We have all seen the “Made in USA” stamp or label affixed to goods purchased around the world. Although the label is intended to be used to identify goods as meeting the Rule of Origin, it has also morphed into a mark of quality goods resulting in its use for sales purposes. We feel good about purchasing these goods because they are helping our economy and employing our residents. However, in recent months the Federal Trade Commission has ascertained that there is “rampant fraud” in the use of these labels and state that “violators essentially faced no consequences.” This has sparked impending rules on such claims with steep penalties for those who use them fraudulently.
What Does This Mean For You?
If you are importing US goods into the United States you want to take a look at your documents as well as review the product origins to ensure accurate “Made in USA” claims. With the increased focus on thwarting fraudulent use, importers are likely going to experience increased enforcement. As the US, Canada, and Mexico have one of the closest trading relationships in the world, US goods frequently ship back and forth between our borders. If you are making a US Goods Returning (USGR) for duty-free treatment you want to make sure that you not only have the required documentation at the time of entry to be eligible to make the claim but also the documented proof to back it up. The documents required are as follows:
- A Manufacturer's Affidavit confirming the goods were made in the US
- A Declaration by the Foreign Shipper, attesting that the goods were not improved in condition or repaired abroad
- A Declaration by Owner, Importer, Consignee, or Agent
Pro tip: Just because the goods that are returning were originally procured in the US does not mean that the country of origin is the US. Without all of the required documents and supporting evidence, the goods may be subject to duty, taxes, and fees.

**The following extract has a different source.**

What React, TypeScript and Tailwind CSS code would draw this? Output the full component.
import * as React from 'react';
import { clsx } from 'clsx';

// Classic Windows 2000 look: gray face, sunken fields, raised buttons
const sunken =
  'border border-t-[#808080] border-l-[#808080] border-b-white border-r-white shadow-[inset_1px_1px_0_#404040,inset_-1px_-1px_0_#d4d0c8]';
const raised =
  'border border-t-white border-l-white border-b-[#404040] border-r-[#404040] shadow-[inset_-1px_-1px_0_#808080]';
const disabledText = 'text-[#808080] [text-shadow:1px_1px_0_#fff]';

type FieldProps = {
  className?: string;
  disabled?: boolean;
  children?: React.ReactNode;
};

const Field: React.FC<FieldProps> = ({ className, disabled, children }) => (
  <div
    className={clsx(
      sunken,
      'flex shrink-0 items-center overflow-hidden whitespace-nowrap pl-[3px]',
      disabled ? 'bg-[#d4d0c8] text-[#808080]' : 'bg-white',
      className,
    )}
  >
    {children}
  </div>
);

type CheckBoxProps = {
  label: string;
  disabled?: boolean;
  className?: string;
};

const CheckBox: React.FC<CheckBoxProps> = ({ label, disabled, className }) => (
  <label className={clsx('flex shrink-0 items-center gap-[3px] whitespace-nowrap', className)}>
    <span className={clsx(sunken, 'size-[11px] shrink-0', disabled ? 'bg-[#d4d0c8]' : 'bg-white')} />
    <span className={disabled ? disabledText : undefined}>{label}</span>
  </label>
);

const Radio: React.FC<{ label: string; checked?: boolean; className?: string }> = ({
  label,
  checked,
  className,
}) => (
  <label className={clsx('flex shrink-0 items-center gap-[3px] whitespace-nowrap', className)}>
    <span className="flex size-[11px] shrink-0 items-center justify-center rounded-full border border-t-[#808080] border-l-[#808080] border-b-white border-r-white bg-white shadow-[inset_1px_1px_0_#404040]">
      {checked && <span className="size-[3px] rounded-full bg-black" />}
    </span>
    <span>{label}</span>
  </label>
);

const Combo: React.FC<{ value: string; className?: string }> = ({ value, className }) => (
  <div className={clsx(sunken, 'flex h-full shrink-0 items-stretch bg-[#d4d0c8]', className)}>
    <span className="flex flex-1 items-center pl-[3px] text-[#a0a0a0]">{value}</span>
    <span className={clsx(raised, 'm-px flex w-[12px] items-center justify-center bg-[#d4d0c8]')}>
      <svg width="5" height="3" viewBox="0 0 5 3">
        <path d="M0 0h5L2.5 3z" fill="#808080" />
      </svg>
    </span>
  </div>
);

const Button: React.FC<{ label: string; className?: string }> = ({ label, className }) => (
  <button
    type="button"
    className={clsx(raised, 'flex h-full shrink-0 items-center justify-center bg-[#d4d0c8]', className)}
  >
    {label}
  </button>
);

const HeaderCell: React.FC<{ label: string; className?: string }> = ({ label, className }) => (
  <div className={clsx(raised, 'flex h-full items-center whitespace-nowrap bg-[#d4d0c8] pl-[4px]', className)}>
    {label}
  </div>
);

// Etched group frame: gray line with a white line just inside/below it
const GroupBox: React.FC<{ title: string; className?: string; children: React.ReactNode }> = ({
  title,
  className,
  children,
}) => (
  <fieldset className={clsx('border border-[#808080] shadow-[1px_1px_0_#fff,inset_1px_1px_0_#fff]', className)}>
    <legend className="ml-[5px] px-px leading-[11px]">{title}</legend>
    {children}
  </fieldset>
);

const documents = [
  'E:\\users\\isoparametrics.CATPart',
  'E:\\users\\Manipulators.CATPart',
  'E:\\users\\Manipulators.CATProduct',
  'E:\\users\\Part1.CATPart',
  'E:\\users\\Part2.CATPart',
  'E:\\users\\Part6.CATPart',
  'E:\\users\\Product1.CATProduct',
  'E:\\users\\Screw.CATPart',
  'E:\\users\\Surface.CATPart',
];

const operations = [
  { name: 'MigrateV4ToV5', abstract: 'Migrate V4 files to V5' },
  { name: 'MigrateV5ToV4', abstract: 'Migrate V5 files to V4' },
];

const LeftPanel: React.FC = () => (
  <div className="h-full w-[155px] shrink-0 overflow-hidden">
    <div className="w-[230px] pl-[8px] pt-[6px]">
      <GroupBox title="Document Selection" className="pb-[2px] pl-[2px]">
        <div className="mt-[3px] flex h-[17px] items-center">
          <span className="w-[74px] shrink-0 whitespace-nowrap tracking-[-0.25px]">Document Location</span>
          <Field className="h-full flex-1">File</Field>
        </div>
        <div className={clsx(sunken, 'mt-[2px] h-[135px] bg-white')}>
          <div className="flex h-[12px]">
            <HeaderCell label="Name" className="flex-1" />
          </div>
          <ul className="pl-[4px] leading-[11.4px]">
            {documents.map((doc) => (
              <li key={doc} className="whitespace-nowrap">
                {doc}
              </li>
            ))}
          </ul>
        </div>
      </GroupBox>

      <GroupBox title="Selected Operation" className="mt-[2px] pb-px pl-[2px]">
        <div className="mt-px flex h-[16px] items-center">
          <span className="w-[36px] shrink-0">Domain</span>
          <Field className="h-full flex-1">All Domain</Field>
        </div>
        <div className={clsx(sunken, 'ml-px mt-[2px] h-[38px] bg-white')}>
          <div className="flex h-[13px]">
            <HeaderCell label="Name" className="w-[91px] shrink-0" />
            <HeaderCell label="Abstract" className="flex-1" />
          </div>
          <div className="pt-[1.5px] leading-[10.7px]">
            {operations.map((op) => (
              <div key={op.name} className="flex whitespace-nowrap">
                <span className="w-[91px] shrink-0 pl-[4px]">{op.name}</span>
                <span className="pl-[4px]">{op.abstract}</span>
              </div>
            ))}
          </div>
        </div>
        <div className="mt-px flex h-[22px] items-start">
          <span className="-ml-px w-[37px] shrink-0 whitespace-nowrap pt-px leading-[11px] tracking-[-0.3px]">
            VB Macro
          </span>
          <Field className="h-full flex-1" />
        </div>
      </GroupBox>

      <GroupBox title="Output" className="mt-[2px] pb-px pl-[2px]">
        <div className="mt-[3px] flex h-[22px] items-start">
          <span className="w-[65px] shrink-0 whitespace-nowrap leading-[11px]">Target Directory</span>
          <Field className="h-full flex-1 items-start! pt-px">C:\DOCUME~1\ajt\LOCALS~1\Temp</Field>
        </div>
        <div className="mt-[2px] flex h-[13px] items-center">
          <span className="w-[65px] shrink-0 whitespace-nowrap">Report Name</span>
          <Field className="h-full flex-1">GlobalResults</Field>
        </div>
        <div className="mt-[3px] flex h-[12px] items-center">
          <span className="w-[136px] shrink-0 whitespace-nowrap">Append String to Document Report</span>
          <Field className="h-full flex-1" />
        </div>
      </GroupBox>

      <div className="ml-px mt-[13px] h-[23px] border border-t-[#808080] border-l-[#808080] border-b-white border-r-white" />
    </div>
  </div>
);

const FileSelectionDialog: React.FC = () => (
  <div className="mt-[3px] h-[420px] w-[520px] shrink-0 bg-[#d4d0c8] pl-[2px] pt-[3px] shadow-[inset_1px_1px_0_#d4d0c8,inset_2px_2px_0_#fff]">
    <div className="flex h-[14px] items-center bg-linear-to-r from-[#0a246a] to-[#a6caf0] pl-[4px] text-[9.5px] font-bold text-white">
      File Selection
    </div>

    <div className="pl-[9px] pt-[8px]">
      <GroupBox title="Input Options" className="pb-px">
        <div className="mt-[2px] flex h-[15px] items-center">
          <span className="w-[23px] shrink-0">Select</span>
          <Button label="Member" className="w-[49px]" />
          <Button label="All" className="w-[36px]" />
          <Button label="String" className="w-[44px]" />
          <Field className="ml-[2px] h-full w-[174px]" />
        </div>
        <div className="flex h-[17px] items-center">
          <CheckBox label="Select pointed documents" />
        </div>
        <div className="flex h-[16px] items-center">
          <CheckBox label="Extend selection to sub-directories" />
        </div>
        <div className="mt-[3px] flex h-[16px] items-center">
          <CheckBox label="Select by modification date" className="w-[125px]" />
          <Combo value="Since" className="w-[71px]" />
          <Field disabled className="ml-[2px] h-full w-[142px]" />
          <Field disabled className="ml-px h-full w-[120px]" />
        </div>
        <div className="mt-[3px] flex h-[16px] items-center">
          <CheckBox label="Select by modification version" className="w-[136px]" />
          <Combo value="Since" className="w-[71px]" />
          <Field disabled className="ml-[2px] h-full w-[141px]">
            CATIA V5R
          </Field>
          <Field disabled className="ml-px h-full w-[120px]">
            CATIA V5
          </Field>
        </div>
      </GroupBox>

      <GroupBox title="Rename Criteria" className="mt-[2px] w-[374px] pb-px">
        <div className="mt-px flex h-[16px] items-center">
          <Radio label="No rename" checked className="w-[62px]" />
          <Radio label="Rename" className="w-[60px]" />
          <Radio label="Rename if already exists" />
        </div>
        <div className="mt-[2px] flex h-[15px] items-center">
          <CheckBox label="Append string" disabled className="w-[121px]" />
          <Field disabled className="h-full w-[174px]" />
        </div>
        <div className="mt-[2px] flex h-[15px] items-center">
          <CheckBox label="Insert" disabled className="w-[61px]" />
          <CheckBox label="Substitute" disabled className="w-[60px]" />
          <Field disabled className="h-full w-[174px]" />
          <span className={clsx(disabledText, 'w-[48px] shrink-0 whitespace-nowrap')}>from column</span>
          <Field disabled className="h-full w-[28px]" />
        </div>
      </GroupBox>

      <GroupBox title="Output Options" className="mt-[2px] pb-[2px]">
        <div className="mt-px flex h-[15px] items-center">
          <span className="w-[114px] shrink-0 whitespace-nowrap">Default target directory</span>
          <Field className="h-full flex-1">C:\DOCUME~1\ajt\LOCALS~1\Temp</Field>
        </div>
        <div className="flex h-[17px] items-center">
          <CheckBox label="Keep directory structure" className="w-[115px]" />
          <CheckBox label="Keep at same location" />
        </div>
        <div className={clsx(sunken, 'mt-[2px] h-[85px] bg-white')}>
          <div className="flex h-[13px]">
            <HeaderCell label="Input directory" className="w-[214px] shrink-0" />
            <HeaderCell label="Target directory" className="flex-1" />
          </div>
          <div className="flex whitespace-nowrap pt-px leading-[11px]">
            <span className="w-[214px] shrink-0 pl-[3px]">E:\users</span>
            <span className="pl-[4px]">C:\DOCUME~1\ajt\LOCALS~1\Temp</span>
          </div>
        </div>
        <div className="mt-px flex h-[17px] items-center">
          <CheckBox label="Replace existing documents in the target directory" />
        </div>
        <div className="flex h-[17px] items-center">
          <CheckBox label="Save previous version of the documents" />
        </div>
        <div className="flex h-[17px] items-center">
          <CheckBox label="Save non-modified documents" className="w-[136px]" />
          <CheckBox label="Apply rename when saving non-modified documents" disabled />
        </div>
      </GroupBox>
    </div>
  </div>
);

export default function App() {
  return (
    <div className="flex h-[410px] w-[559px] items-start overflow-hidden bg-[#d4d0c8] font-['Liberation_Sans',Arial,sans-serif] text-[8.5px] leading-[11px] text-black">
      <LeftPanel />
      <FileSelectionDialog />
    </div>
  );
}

What To Expect From Enforcement
- An increase in inspections
- An increase in Requests for Information, referred to as a CF28, post clearance in which the importer will have to provide documented proof that the goods were manufactured, produced, or grown in the US. If adequate proof is not supplied CBP will assess duties plus interest.
- In the case of products that are manufactured with US components, an increase in Requests for Information is referred to as a CF28. If adequate proof is not supplied CBP will assess duties plus interest.

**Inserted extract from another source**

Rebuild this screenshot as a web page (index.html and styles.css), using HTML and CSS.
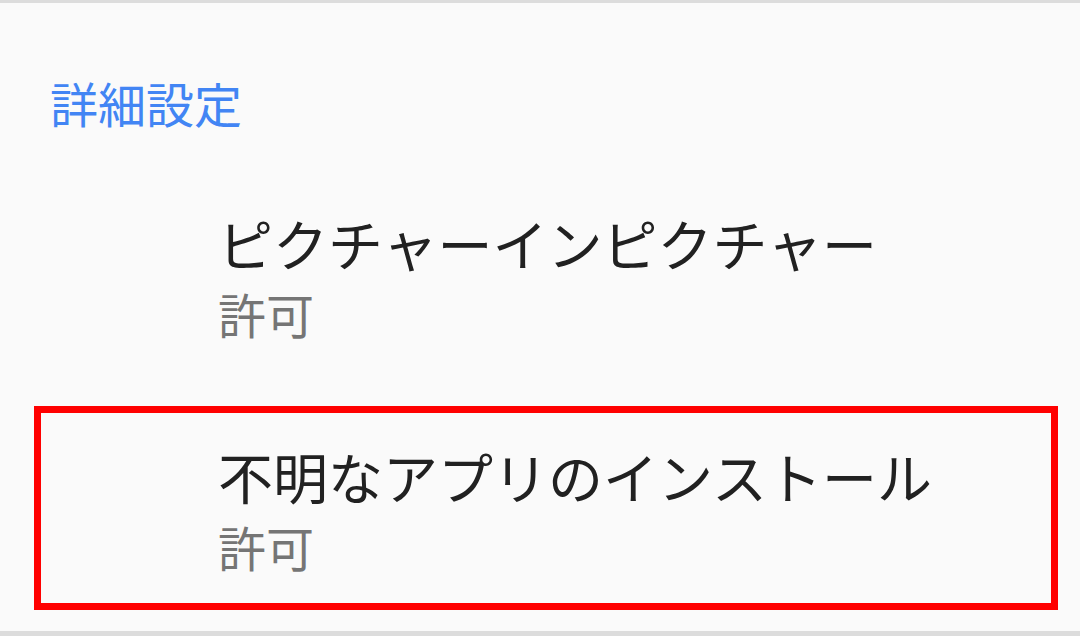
FILE: index.html
```html
<!DOCTYPE html>
<html lang="ja">
<head>
<meta charset="utf-8">
<link rel="stylesheet" href="styles.css">
</head>
<body>
<div class="screen">
  <div class="category">詳細設定</div>
  <div class="item">
    <div class="title">ピクチャーインピクチャー</div>
    <div class="summary">許可</div>
  </div>
  <div class="item item-marked">
    <div class="title">不明なアプリのインストール</div>
    <div class="summary">許可</div>
  </div>
</div>
</body>
</html>
```

FILE: styles.css
```css
html, body {
  margin: 0;
  padding: 0;
  background: #fafafa;
}
body {
  font-family: "Noto Sans CJK JP", "Noto Sans", sans-serif;
}
.screen {
  width: 1080px;
  height: 636px;
  box-sizing: border-box;
  border-top: 3px solid #dcdcdc;
  border-bottom: 5px solid #dcdcdc;
  background: #fafafa;
  display: flex;
  flex-direction: column;
  overflow: hidden;
}
.category {
  font-size: 48px;
  line-height: 64px;
  color: #4285f4;
  padding-left: 50px;
  margin-top: 67px;
}
.item {
  display: flex;
  flex-direction: column;
  padding-left: 218px;
}
.category + .item {
  margin-top: 72px;
}
.title {
  font-size: 55px;
  line-height: 72px;
  color: #212121;
}
.summary {
  font-size: 48px;
  line-height: 60px;
  color: #757575;
  margin-top: 5px;
}
.item-marked {
  margin: 63px 22px 0 34px;
  border: 7px solid #ff0000;
  padding-left: 177px;
  padding-top: 26px;
  height: 204px;
  box-sizing: border-box;
}
```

Are There Restrictions On Claiming USGR?
As always, whenever you are making a claim for preferential duty treatment, you want to make sure that you have all of your regulatory bases covered. The following are certain instances where even if the origin is confirmed to be US, a USGR claim may be prohibited:
- Was drawback claimed when the goods were originally exported?
- Was the good manufactured in a Foreign Trade Zone? Even if that zone is located in the US, that does not automatically determine the origin is US.
- Are there other tax considerations outside of standard duty, taxes, and fees?
- Were the goods cleared under a Temporary Import Bond (TIB) and already benefited from reduced or eliminated duty?
- Other considerations that may prohibit the eligibility of the goods from using the 9801 USGR treatment.
Anytime you are importing into the US, you want to ensure that you are certain of the facts that you are declaring, as well as the details of the programs you are utilizing. Business changes, supplier changes, and requirements are frequently updated, so keeping yourself, your business, and documents up-to-date is the best investment you can make in your cross-border business.